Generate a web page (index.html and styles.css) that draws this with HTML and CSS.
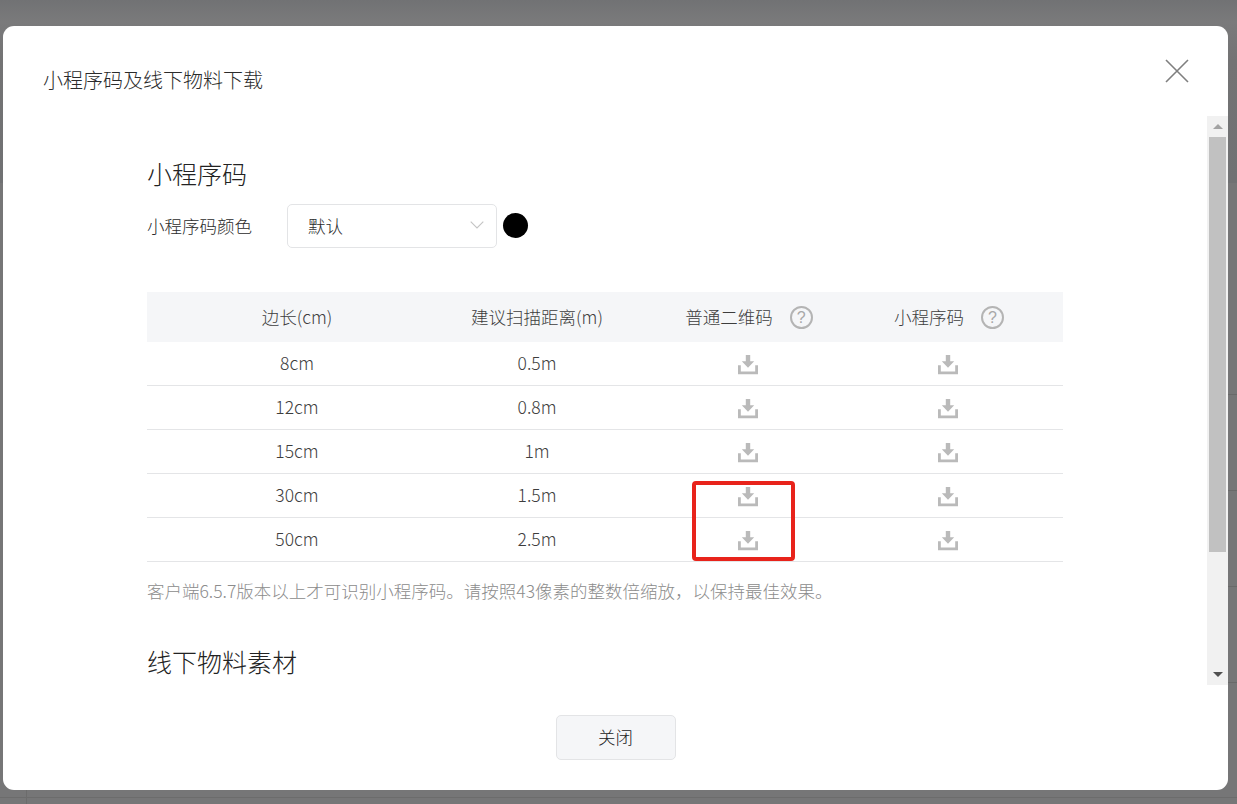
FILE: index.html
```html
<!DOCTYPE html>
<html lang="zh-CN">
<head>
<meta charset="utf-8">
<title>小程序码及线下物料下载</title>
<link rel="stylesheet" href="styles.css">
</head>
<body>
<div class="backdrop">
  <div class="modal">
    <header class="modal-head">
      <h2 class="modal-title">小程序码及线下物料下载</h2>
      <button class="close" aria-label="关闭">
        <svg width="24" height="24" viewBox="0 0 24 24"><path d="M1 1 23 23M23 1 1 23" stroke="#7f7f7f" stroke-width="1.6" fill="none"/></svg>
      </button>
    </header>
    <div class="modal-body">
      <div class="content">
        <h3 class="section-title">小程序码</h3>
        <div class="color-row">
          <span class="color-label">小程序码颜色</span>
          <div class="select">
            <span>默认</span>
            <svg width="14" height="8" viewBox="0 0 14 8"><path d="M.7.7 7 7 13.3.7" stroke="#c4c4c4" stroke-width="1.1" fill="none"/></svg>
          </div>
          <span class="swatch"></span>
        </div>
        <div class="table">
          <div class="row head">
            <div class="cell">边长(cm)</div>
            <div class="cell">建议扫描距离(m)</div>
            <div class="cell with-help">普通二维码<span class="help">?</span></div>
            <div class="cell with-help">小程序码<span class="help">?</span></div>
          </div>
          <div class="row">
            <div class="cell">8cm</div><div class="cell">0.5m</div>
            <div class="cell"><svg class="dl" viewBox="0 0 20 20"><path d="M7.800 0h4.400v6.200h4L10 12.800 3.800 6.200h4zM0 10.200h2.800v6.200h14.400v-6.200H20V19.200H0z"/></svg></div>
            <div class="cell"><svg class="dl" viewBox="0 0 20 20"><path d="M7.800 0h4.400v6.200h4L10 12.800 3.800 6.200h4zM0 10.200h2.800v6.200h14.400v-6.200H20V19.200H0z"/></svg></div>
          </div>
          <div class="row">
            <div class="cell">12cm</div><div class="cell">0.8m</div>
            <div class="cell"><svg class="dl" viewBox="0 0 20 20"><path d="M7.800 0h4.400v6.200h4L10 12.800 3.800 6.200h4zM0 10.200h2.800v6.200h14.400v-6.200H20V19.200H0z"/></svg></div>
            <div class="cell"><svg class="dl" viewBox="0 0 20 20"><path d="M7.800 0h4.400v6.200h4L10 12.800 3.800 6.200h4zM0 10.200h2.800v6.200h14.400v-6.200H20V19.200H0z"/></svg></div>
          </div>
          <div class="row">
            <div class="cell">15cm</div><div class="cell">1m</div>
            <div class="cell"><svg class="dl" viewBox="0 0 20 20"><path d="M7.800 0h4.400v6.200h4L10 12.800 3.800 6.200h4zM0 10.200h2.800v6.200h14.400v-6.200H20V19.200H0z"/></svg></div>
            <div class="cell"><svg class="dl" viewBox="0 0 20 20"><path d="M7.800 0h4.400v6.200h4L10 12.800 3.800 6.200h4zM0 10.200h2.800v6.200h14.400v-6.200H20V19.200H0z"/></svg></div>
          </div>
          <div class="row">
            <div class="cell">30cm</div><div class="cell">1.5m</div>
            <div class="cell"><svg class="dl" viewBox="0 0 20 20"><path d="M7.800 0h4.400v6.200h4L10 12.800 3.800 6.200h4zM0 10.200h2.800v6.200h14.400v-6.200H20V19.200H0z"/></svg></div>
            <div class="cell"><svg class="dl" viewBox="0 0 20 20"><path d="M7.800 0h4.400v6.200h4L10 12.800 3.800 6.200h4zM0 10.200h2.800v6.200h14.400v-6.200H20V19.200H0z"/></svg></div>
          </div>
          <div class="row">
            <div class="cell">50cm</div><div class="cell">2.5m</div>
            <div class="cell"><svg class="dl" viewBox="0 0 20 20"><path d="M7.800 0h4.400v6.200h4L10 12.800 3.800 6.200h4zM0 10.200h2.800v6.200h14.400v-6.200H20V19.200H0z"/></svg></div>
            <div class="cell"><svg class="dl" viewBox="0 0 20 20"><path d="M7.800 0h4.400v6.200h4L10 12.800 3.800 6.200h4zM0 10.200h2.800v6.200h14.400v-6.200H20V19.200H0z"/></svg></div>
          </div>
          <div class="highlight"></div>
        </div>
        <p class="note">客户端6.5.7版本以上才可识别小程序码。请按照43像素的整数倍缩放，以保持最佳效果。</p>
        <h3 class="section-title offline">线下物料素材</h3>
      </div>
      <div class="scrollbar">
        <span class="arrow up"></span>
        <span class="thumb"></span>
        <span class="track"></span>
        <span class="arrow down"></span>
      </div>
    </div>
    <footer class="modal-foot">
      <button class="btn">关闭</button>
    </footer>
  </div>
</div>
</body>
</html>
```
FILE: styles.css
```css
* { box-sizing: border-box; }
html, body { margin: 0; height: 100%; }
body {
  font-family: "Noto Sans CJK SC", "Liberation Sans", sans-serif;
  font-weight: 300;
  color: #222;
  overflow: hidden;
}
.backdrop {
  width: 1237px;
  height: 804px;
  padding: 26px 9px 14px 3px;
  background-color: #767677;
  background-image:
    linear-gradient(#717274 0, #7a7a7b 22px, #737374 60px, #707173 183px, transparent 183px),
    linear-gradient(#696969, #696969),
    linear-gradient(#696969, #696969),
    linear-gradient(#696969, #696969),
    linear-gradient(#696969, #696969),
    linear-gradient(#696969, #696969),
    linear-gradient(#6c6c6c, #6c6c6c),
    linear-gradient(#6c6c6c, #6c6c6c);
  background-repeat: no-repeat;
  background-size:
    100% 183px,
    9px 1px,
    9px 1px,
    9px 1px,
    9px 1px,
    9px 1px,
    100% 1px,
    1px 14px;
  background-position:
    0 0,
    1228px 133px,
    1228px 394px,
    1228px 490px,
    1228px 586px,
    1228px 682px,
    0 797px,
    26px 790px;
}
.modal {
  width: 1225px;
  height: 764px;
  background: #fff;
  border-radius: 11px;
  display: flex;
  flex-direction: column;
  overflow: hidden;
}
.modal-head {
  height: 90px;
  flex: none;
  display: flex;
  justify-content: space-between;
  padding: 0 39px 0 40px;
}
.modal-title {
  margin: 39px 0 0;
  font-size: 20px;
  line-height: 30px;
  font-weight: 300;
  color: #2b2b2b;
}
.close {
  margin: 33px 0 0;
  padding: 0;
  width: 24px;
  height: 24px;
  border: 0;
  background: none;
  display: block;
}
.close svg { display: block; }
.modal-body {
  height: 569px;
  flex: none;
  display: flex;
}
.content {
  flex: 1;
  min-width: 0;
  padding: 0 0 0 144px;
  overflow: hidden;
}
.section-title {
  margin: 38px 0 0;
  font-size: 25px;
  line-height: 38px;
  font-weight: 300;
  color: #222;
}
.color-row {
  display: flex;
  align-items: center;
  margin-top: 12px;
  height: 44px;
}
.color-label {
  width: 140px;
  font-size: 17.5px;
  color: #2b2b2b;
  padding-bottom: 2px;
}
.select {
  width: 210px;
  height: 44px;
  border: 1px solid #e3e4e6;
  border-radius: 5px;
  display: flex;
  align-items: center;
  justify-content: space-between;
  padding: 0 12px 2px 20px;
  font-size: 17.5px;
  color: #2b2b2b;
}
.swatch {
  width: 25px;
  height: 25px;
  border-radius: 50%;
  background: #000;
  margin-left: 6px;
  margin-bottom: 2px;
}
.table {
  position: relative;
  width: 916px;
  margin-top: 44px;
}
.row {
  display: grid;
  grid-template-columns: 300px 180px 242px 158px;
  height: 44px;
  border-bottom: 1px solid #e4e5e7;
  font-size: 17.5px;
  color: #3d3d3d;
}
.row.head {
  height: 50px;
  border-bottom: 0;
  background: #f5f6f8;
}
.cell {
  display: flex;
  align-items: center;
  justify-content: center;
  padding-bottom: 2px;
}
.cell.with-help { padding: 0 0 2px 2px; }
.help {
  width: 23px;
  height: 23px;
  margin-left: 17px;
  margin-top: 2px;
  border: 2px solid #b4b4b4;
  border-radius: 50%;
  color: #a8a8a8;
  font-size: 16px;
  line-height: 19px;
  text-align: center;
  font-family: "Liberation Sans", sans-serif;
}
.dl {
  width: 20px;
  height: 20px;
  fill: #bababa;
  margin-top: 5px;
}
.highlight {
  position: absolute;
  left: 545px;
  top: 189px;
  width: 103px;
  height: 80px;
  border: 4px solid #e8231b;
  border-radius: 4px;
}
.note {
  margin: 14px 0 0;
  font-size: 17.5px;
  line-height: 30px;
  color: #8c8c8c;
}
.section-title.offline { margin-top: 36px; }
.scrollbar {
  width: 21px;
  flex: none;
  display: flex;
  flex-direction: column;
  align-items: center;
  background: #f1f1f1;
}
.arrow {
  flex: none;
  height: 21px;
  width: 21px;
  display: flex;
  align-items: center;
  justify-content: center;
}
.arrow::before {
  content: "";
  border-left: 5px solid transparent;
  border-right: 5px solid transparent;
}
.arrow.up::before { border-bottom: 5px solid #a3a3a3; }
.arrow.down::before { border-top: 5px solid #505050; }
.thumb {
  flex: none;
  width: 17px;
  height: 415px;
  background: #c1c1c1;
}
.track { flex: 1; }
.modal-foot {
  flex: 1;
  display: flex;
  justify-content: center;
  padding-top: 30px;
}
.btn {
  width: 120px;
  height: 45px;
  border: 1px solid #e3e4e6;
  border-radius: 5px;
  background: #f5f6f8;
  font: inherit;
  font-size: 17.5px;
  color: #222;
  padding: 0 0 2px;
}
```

==================================================

● BRIEF
Provide the count, and nothing else, of lines in the data above where the word "with" occurs.

● WRITTEN RESPONSE
4